Just talked with @shcheklein - we had an idea to improve this:
Let’s use / as a prefix for global (Studio) datasets, so we can keep @ for version naming like [email protected], which will be important with upcoming SemVer support (#1076).
So:
- Global dataset -
/mycat - Local dataset -
mycat
PS1: To keep in mind. A code should be reusable in CLI and Studio. This naming convention seems satisfies this requirements. THis code should work in both CLI and Studio:
ds = dc.read_dataset("/mycats")
ds1 = ds.filter(dc.C("color") == "Red").save("red-cats") # <-- Local dataset
ds2 = ds1.map(....).save("/my_red_cats_with_bmi_index")
PS2: Versioning is outside the scope of this issue.
Another idea: maybe use studio/mycats instead of just /mycats ? ... this is more verbose but more clear and similar to git branches naming convention where we have origin/mycats. Having only / as prefix seems like some kind of relative vs absolute path thing to me...
Also, ds = dc.read_dataset("/mycats") ran in Studio is basically the same as ds = dc.read_dataset("mycats") as local dataset is the same as Studio dataset, right?

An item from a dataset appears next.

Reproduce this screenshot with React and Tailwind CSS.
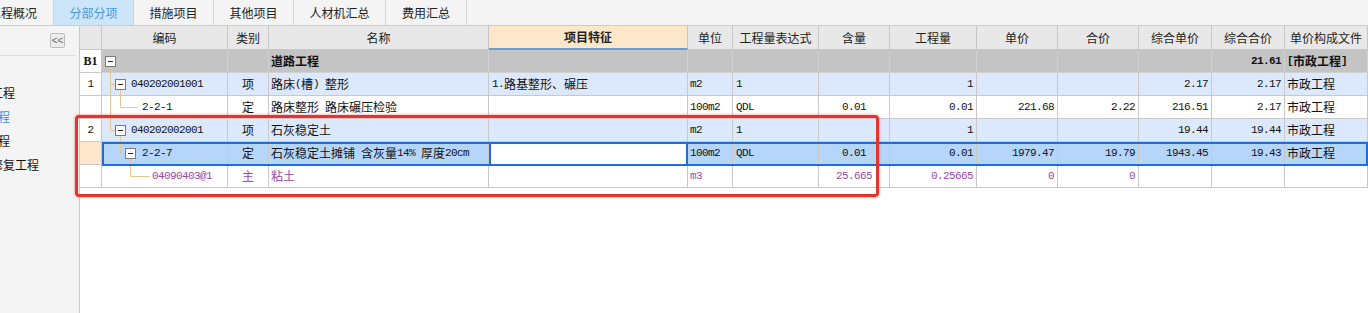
import React from 'react';

const COLS = 'grid grid-cols-[22px_126px_41px_220px_199px_45px_86px_71px_87px_81px_81px_73px_73px_1fr]';

const tabs = [
  { label: '工程概况', w: 'w-[54px]', clip: true },
  { label: '分部分项', w: 'w-[80px]', active: true },
  { label: '措施项目', w: 'w-[80px]' },
  { label: '其他项目', w: 'w-[80px]' },
  { label: '人材机汇总', w: 'w-[92px]' },
  { label: '费用汇总', w: 'w-[81px]' },
];

const headers = ['', '编码', '类别', '名称', '项目特征', '单位', '工程量表达式', '含量', '工程量', '单价', '合价', '综合单价', '综合合价', '单价构成文件'];

// alignment per column
const align = [
  'justify-center',
  '',
  'justify-center',
  'pl-[2px]',
  'pl-[3px]',
  'pl-[2px]',
  'pl-[3px]',
  'justify-center',
  'justify-end pr-[3px]',
  'justify-end pr-[3px]',
  'justify-end pr-[3px]',
  'justify-end pr-[3px]',
  'justify-end pr-[3px]',
  'pl-[2px]',
];

const rows = [
  { kind: 'b1', pad: '', cells: ['B1', '', '', '道路工程', '', '', '', '', '', '', '', '', '21.61', '[市政工程]'] },
  { kind: 'item', pad: 'pl-[29px]', cells: ['1', '040202001001', '项', '路床(槽) 整形', '1.路基整形、碾压', 'm2', '1', '', '1', '', '', '2.17', '2.17', '市政工程'] },
  { kind: 'norm', pad: 'pl-[40px]', cells: ['', '2-2-1', '定', '路床整形 路床碾压检验', '', '100m2', 'QDL', '0.01', '0.01', '221.68', '2.22', '216.51', '2.17', '市政工程'] },
  { kind: 'item', pad: 'pl-[29px]', cells: ['2', '040202002001', '项', '石灰稳定土', '', 'm2', '1', '', '1', '', '', '19.44', '19.44', '市政工程'] },
  { kind: 'sel', pad: 'pl-[40px]', cells: ['', '2-2-7', '定', '石灰稳定土摊铺 含灰量14% 厚度20cm', '', '100m2', 'QDL', '0.01', '0.01', '1979.47', '19.79', '1943.45', '19.43', '市政工程'] },
  { kind: 'main', pad: 'pl-[50px]', cells: ['', '04090403@1', '主', '粘土', '', 'm3', '', '25.665', '0.25665', '0', '0', '', '', ''] },
];

const rowBg = {
  b1: 'bg-[#c4c4c4] font-bold',
  item: 'bg-[#dce8fb]',
  norm: 'bg-white',
  sel: 'bg-[#b5d5fa]',
  main: 'bg-white text-[#9a48a8]',
};

function Txt({ s }) {
  return s
    .split(/([\x20-\x7e]+)/)
    .filter(Boolean)
    .map((p, i) =>
      /^[\x20-\x7e]+$/.test(p) ? (
        <span key={i} className="font-['Liberation_Mono',monospace] text-[11px] tracking-[-0.6px] whitespace-pre">
          {p}
        </span>
      ) : (
        <span key={i} className="font-['Noto_Sans_CJK_SC',sans-serif] text-[12px]">
          {p}
        </span>
      )
    );
}

function Row({ row }) {
  return (
    <div className={`${COLS} h-[23px] ${rowBg[row.kind]}`}>
      {row.cells.map((v, i) => {
        let extra = '';
        let border = row.kind === 'b1' && i > 0 ? 'border-[#d0d0d0]' : 'border-[#c8c8c8]';
        if (i === 0) {
          extra = row.kind === 'sel' ? 'bg-[#fde6c9]' : 'bg-white';
          if (row.kind === 'b1') extra += " font-['Liberation_Serif',serif]";
        }
        if (i === 1) extra = row.pad;
        if (row.kind === 'sel' && i === 4) extra = 'bg-white border-l-2 border-l-[#1c6ee0] !border-r-2 !border-r-[#1c6ee0]';
        return (
          <div
            key={i}
            className={`h-full flex items-center overflow-hidden whitespace-nowrap leading-[16px] border-r border-b ${border} ${align[i]} ${extra}`}
          >
            {i === 0 && row.kind === 'b1' ? <span className="text-[12px]">{v}</span> : <Txt s={v} />}
          </div>
        );
      })}
    </div>
  );
}

function Box({ x, cy }) {
  return (
    <g>
      <rect x={x + 0.5} y={cy - 5} width="10" height="10" fill="#fff" stroke="#7a7a7a" />
      <line x1={x + 3} y1={cy} x2={x + 8} y2={cy} stroke="#222" />
    </g>
  );
}

function Tree() {
  const c = '#e8c48e';
  return (
    <svg className="absolute left-[22px] top-[24px] pointer-events-none" width="126" height="138">
      <line x1="8.5" y1="16.5" x2="8.5" y2="80.5" stroke={c} />
      <line x1="8.5" y1="34.5" x2="13" y2="34.5" stroke={c} />
      <line x1="8.5" y1="80.5" x2="13" y2="80.5" stroke={c} />
      <line x1="18.5" y1="39.5" x2="18.5" y2="57.5" stroke={c} />
      <line x1="18.5" y1="57.5" x2="36" y2="57.5" stroke={c} />
      <line x1="18.5" y1="85.5" x2="18.5" y2="103.5" stroke={c} />
      <line x1="18.5" y1="103.5" x2="23" y2="103.5" stroke={c} />
      <line x1="28.5" y1="108.5" x2="28.5" y2="126.5" stroke={c} />
      <line x1="28.5" y1="126.5" x2="48" y2="126.5" stroke={c} />
      <Box x={3} cy={11.5} />
      <Box x={13} cy={34.5} />
      <Box x={13} cy={80.5} />
      <Box x={23} cy={103.5} />
    </svg>
  );
}

export default function App() {
  return (
    <div className="relative w-[1368px] h-[313px] overflow-hidden bg-white text-[#111] font-['Noto_Sans_CJK_SC',sans-serif] text-[12px]">
      {/* tabs */}
      <div className="flex h-[26px] bg-[#f4f4f4] border-b border-[#cbcbcb]">
        {tabs.map((t) => (
          <div
            key={t.label}
            className={`${t.w} h-full flex items-center border-r border-[#d2d2d2] overflow-hidden whitespace-nowrap ${
              t.clip ? '' : 'justify-center'
            } ${t.active ? 'bg-[#cde5f8] text-[#4a97e0]' : 'text-[#222]'}`}
          >
            <span className={t.clip ? 'ml-[-11px]' : ''}>{t.label}</span>
          </div>
        ))}
      </div>

      <div className="flex h-[287px]">
        {/* left tree panel */}
        <div className="w-[79px] shrink-0 bg-[#f4f4f4]">
          <div className="h-[30px] mr-[4px] border-b border-[#dcdcdc] flex justify-end pt-[7px] pr-[10px]">
            <div className="w-[15px] h-[15px] rounded-[2px] border border-[#bdbdbd] bg-[#ececec] flex items-center justify-center text-[10px] leading-none text-[#666] font-['Liberation_Sans',sans-serif]">
              &lt;&lt;
            </div>
          </div>
          <div className="mt-[25px] text-[12px]">
            <div className="h-[24px] leading-[24px] overflow-hidden whitespace-nowrap">
              <span className="ml-[-33px]">道路工程</span>
            </div>
            <div className="h-[24px] leading-[24px] overflow-hidden whitespace-nowrap text-[#3a8ee6]">
              <span className="ml-[-38px]">道路工程</span>
            </div>
            <div className="h-[24px] leading-[24px] overflow-hidden whitespace-nowrap">
              <span className="ml-[-38px]">附属工程</span>
            </div>
            <div className="h-[24px] leading-[24px] overflow-hidden whitespace-nowrap">
              <span className="ml-[-9px]">修复工程</span>
            </div>
          </div>
        </div>

        {/* grid */}
        <div className="relative flex-1 bg-white border-l border-[#c8c8c8]">
          <div className={`${COLS} h-[24px] bg-[#e8e8e8] text-[#222]`}>
            {headers.map((h, i) =>
              i === 4 ? (
                <div
                  key={i}
                  className="h-full flex items-center justify-center bg-[#fde7cb] border-r border-[#c6c6c6] border-b-2 border-b-[#6b9bd6] font-bold"
                >
                  {h}
                </div>
              ) : (
                <div
                  key={i}
                  className="h-full flex items-center justify-center border-r border-b border-[#c6c6c6] whitespace-nowrap overflow-hidden"
                >
                  {h}
                </div>
              )
            )}
          </div>
          {rows.map((r, i) => (
            <Row key={i} row={r} />
          ))}
          <Tree />
          {/* selection frame */}
          <div className="absolute left-[22px] top-[116px] right-0 h-[24px] border-2 border-[#1c6ee0] pointer-events-none" />
        </div>
      </div>

      {/* annotation */}
      <div className="absolute left-[75px] top-[115px] w-[804px] h-[82px] border-[3px] border-[#e8322c] rounded-[4px] shadow-[0_0_3px_rgba(232,50,44,0.6)] pointer-events-none" />
    </div>
  );
}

BTW I would maybe avoid using Global terminology and use only Studio to avoid confusion and having multiple words for the same thing, WDYT?
@ilongin that's good idea but we need to keep in mind that we will need to introduce org/team in the future like myorg/[email protected] andm I'm thinking about empty org / as a default of user's team. If we introduce studio org it won't look good - specific org name.

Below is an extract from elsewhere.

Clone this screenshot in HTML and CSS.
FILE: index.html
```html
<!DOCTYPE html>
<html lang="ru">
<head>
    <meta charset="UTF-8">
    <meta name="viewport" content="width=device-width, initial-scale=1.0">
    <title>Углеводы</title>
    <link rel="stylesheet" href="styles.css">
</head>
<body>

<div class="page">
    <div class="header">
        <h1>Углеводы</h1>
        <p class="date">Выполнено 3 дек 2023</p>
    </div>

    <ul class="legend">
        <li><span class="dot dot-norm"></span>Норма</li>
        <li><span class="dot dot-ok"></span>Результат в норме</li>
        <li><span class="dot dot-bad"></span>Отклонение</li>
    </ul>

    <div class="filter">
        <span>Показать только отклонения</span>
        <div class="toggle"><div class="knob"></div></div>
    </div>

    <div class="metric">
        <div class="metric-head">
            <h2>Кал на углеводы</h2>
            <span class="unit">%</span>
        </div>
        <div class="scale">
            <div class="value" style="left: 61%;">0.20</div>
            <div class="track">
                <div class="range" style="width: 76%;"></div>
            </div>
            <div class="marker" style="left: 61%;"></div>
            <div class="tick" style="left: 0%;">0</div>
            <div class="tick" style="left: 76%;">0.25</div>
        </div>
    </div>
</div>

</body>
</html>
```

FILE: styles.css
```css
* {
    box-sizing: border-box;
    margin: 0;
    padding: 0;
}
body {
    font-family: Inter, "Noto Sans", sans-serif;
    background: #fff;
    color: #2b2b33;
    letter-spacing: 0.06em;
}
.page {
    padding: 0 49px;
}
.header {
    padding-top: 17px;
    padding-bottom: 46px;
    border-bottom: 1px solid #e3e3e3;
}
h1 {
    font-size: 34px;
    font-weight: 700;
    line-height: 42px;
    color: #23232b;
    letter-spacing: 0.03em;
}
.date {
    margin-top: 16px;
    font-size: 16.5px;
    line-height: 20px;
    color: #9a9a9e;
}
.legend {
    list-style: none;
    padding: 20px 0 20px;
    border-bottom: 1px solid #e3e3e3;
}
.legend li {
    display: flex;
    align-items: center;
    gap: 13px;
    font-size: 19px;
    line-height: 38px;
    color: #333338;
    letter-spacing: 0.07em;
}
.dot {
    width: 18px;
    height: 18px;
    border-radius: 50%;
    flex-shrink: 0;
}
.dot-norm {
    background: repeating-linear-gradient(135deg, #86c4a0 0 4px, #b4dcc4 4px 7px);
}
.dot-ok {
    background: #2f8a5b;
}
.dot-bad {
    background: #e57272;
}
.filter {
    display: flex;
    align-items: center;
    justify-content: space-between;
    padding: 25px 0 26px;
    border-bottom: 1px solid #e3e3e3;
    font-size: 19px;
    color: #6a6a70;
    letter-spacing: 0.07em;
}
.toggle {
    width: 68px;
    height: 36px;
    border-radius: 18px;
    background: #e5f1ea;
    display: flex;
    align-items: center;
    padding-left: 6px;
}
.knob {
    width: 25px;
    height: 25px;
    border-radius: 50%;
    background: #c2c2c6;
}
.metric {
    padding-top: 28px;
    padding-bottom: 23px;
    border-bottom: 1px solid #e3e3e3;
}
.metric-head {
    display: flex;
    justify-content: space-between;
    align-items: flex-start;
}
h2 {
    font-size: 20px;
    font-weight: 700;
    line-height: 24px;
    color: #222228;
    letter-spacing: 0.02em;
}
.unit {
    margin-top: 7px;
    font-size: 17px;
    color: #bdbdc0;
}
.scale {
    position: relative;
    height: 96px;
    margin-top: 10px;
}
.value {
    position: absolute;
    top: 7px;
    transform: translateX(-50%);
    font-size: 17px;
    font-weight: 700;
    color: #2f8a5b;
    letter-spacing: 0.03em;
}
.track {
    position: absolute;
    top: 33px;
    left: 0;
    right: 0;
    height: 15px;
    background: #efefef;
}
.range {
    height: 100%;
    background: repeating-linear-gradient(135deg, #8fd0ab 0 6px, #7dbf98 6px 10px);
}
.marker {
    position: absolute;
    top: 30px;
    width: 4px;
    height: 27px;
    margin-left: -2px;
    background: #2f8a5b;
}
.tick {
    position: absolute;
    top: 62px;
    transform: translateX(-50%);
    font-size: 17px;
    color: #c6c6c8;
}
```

@ilongin that's good idea but we need to keep in mind that we will need to introduce org/team in the future like
myorg/[email protected]andm I'm thinking about empty org/as a default of user's team. If we introduce studio org it won't look good - specific org name.
@dmpetrov just to note, default user team will be the one written in config file (by running datachain auth team <team_name>) or added by env variable DVC_STUDIO_TEAM.
@shcheklein @dmpetrov Question about datachain pull -> currently we can set optional local dataset name / version to which studio dataset will be pulled. I'm wondering if we should remove this and put into "contract" that everything pulled from Studio should have the same fully qualified name in local ... datachain pull is basically just a cache of Studio dataset anyway and I don't see any reason for users to have it as different name locally and this option to rename it locally just complicates things specially now that we will have namespaces / projects....
Sure, let's keep it simple.
If user need a special local name, they can read dataset and save under local name.